Winston voit d’abord ici un évènement interpersonnel positif. Le regard d’O’Brien est un « adjuvant » qui crée une surprise inespérée dans ce contexte : contre toute attente, quelqu’un pense comme lui !

La hâte du protagoniste à interpréter cet échange de regard, somme toute anodin, dans le sens de son fantasme, en dit long sur ses besoins relationnels.

Elle fait aussi instantanément naître un doute.

Le mystère des intentions réelles d’O’Brien ouvre de nouvelles perspectives aux yeux de Winston.

Si O’Brien se révèle être un antagoniste, membre de la Police de la Pensée à l’affut des dissidents, alors l’évènement serait provoqué par Winston lui-même (pour lui il n’y a pas de mystère, O’Brien est un sympathisant), et constituerait un évènement intrapersonnel. Il aurait été provoqué par une forme de transfert psychanalytique, un report des désirs refoulés de Winston sur O’Brien, figure paternelle (Il n’évoque jamais son propre père…)

Le facteur mystère appliqué à ce type d’évènement permet de faire partager l’état de frustration et de confusion d’un protagoniste isolé, en recherche d’alliés. Sa précipitation témoigne d’un désir ardent qui lui fait oublier toute prudence.

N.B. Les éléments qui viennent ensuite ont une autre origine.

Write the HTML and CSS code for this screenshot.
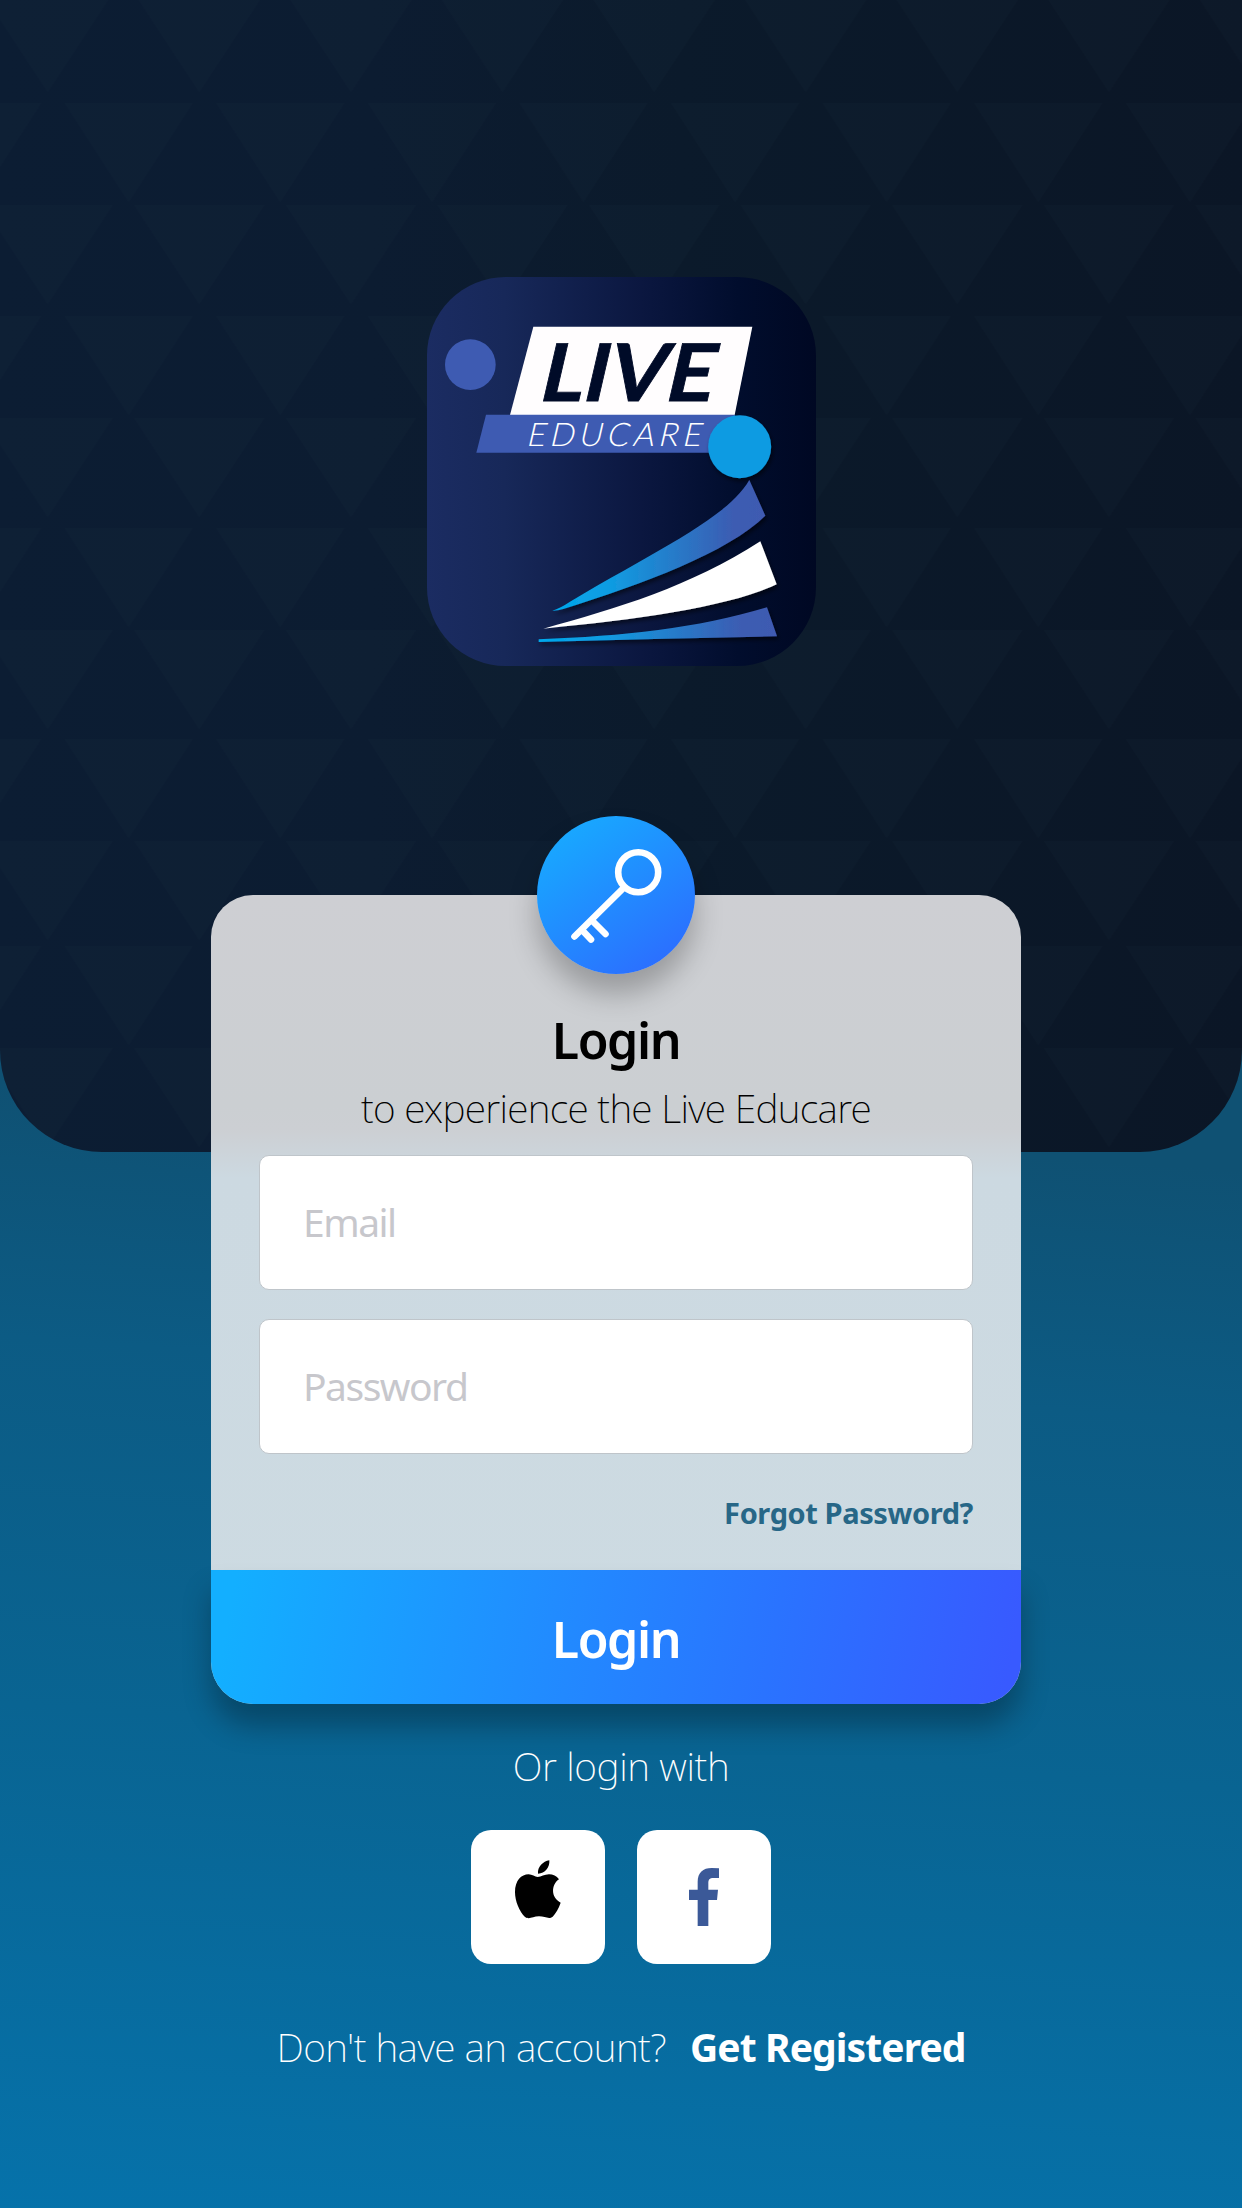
FILE: index.html
```html
<!DOCTYPE html>
<html lang="en">
<head>
<meta charset="utf-8">
<title>Live Educare – Login</title>
<link rel="stylesheet" href="styles.css">
</head>
<body>
<main class="screen">
  <div class="hero" aria-hidden="true">
    <svg class="pattern" width="1242" height="1152">
      <defs>
        <pattern id="even" width="151.6" height="1152" patternUnits="userSpaceOnUse" x="-28.3">
          <path d="M11-7h130l-65 99zM11 205h130l-65 99zM11 418h130l-65 99zM11 630h130l-65 99zM11 841h130l-65 99zM11 1048h130l-65 99z"/>
        </pattern>
        <pattern id="odd" width="151.6" height="1152" patternUnits="userSpaceOnUse" x="52.7">
          <path d="M12 103h128l-64 99zM12 316h128l-64 99zM12 528h128l-64 99zM12 739h128l-64 99zM12 946h128l-64 99z"/>
        </pattern>
      </defs>
      <rect width="1242" height="1152" fill="url(#even)"/>
      <rect width="1242" height="1152" fill="url(#odd)"/>
    </svg>
  </div>

  <svg class="logo" viewBox="51 51 1167 1167" role="img" aria-label="Live Educare">
    <defs>
      <linearGradient id="tile"><stop offset="0" stop-color="#1b2c62"/><stop offset=".2" stop-color="#172859"/><stop offset=".55" stop-color="#0b1740"/><stop offset=".8" stop-color="#010d2d"/><stop offset="1" stop-color="#000823"/></linearGradient>
      <linearGradient id="page"><stop offset="0" stop-color="#00a8ec"/><stop offset=".28" stop-color="#109be1"/><stop offset=".85" stop-color="#3c5cb2"/><stop offset="1" stop-color="#3f5ab1"/></linearGradient>
      <filter id="soft" x="-10%" y="-20%" width="120%" height="150%"><feDropShadow dx="5" dy="9" stdDeviation="6" flood-color="#000" flood-opacity=".55"/></filter>
    </defs>
    <rect x="51" y="51" width="1167" height="1167" rx="236" fill="url(#tile)"/>
    <circle cx="181" cy="314" r="76" fill="#3e5bb2"/>
    <path d="M370 200H1027L974 465H300z" fill="#fffdfe"/>
    <path d="M228 464H975V578H199z" fill="#3e5bb2"/>
    <text class="logo-live" transform="translate(380 423) skewX(-13)" textLength="521" lengthAdjust="spacingAndGlyphs">LIVE</text>
    <text class="logo-educare" transform="translate(347 559) skewX(-13)" textLength="524" lengthAdjust="spacing">EDUCARE</text>
    <g filter="url(#soft)">
      <circle cx="989" cy="560" r="94.500" fill="#109be2"/>
      <path d="M1018 660L1066 767C950 880 700 970 460 1047Q440 1053 427 1052Q450 1045 480 1025C750 865 950 775 1018 660z" fill="url(#page)"/>
      <path d="M1051 844L1100 973C960 1040 690 1078 400 1106C620 1046 840 980 1051 844z" fill="#fff"/>
      <path d="M1071 1042L1101 1129Q740 1136 386 1146V1138C640 1128 860 1106 1071 1042z" fill="url(#page)"/>
    </g>
  </svg>

  <form class="card">
    <div class="badge">
      <svg class="key" viewBox="537 816 158 158" aria-hidden="true">
        <circle cx="638.200" cy="872.300" r="20"/>
        <path d="M623.500 888L574.500 936.500M592 920.500L605.500 934M582.500 930.500L591 939.500"/>
      </svg>
    </div>
    <div class="card-body">
      <h1 class="title"><span>Login</span></h1>
      <p class="subtitle"><span>to experience the Live Educare</span></p>
      <div class="field"><span>Email</span></div>
      <div class="field"><span>Password</span></div>
      <a class="forgot"><span>Forgot Password?</span></a>
    </div>
    <div class="submit" role="button"><span>Login</span></div>
  </form>

  <p class="or"><span>Or login with</span></p>
  <div class="socials">
    <a class="social" aria-label="Apple">
      <svg viewBox="93 90 402 402"><path d="M328 181C330 202 315 221 294 221C292 201 309 184 328 181zM293 231C304 231 313 223 327 223C339 223 350 228 357 238C333 254 332 293 362 308C356 325 347 341 338 350C327 359 315 349 297 349C278 349 268 360 255 351C238 334 225 304 225 276C225 242 244 223 266 223C276 223 285 231 293 231z"/></svg>
    </a>
    <a class="social" aria-label="Facebook">
      <svg viewBox="591 90 402 402"><path fill="#3b5998" d="M773 378V300H747V269H773V246C773 218 789 204 815 204Q827 204 837 205V234H821C808 234 805 239 805 250V269H834L831 300H805V378z"/></svg>
    </a>
  </div>
  <p class="register"><span class="ask">Don't have an account?</span><a class="join"><span>Get Registered</span></a></p>
</main>
</body>
</html>
```
FILE: styles.css
```css
* { box-sizing: border-box; }

body {
  margin: 0;
  font-family: "Noto Sans", "Open Sans", sans-serif;
}

h1, p { margin: 0; }

.screen {
  position: relative;
  display: flex;
  flex-direction: column;
  align-items: center;
  width: 1242px;
  height: 2208px;
  padding-top: 277px;
  overflow: hidden;
  background: linear-gradient(184deg, #0f5173 51%, #0c5b84 62%, #096492 78%, #0672aa 100%);
}

.hero {
  position: absolute;
  inset: 0 0 auto;
  height: 1152px;
  overflow: hidden;
  border-radius: 0 0 102px 102px;
  background: linear-gradient(90deg, #0c1d33 0%, #0c1c31 30%, #0b1a2b 55%, #0b1626 100%);
}

.pattern { display: block; }
.pattern path { fill: #263c4c; fill-opacity: .075; }

.logo { position: relative; flex: none; width: 389px; height: 389px; margin-left: 1px; }

.logo-live { font: 700 239px Lato, sans-serif; fill: #000b28; stroke: #000b28; stroke-width: 2.5px; }
.logo-educare { font: 300 97px Lato, sans-serif; fill: #fff; }

.card {
  position: relative;
  flex: none;
  width: 810px;
  height: 809px;
  margin: 229px 10px 0 0;
  display: flex;
  flex-direction: column;
  border-radius: 42px;
  background: linear-gradient(#cecfd3 0, #cbcfd2 26%, #cccfd3 29%, #ccd9e1 35%, #cddbe2 100%);
}

.badge {
  position: absolute;
  top: -79px;
  left: 326px;
  width: 158px;
  height: 158px;
  border-radius: 50%;
  background: linear-gradient(145deg, #17adff 5%, #1c9bff 30%, #2b70ff 86%, #3062ff);
  box-shadow: 0 20px 28px rgba(0, 0, 0, .25);
}

.key { display: block; fill: none; stroke: #fff; stroke-width: 6.6; stroke-linecap: round; }

.card-body {
  height: 675px;
  padding: 108px 48px 0;
  display: flex;
  flex-direction: column;
}

.title { height: 75px; line-height: 75px; font-size: 50px; font-weight: 600; text-align: center; letter-spacing: -1.4px; }
.subtitle { height: 60px; line-height: 60px; margin-bottom: 17px; font-size: 39px; font-weight: 200; text-align: center; letter-spacing: -.73px; white-space: nowrap; }

.field {
  display: flex;
  align-items: center;
  height: 135px;
  margin-bottom: 29px;
  padding: 0 0 3px 43px;
  border: 1px solid #bfc5ca;
  border-radius: 10px;
  background: #fff;
  color: #c7c7cc;
  font-size: 39px;
  letter-spacing: -1.5px;
}

.forgot { align-self: flex-end; margin-top: 10px; line-height: 40px; color: #276787; font-size: 29px; font-weight: 700; letter-spacing: -.4px; }

.submit {
  height: 134px;
  border-radius: 0 0 42px 42px;
  background: linear-gradient(100deg, #13afff 3%, #1f91ff 36%, #2a73ff 69%, #385aff 98%);
  box-shadow: 0 22px 28px rgba(0, 0, 0, .28);
  color: #fff;
  font-size: 50px;
  font-weight: 600;
  line-height: 139px;
  text-align: center;
  letter-spacing: -1.4px;
}

.or { position: relative; margin-top: 32px; height: 60px; line-height: 60px; color: #fff; font-size: 39px; font-weight: 200; letter-spacing: -.4px; }

.socials { display: flex; gap: 32px; margin-top: 34px; }

.social { width: 134px; height: 134px; border-radius: 20px; background: #fff; }
.social svg { display: block; }

.register { display: flex; gap: 24px; margin-top: 53px; height: 60px; line-height: 60px; color: #fff; font-size: 39px; font-weight: 200; white-space: nowrap; letter-spacing: -.55px; }
.join { font-weight: 700; letter-spacing: -.9px; }
```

Mais cet instant d’égarement ne dure pas longtemps, et Winston reprend en compte le facteur mystère.

… Rien de plus, et Winston n’est plus très sûr que la chose ait eu lieu. Ces incidents n’ont jamais de suite. Ils ne font que le maintenir dans l’idée ou l’espoir qu’il n’est pas le seul ennemi du Parti (…)  L’espace d’une ou deux secondes, ils ont échangé un regard ambigu, point final. Mais il n’en faut pas plus pour constituer un évènement mémorable dans la solitude carcérale qui est son lot.

À ses yeux, l’évènement interpersonnel n’est plus vraiment un évènement, juste une anecdote fantasmatique récurrente.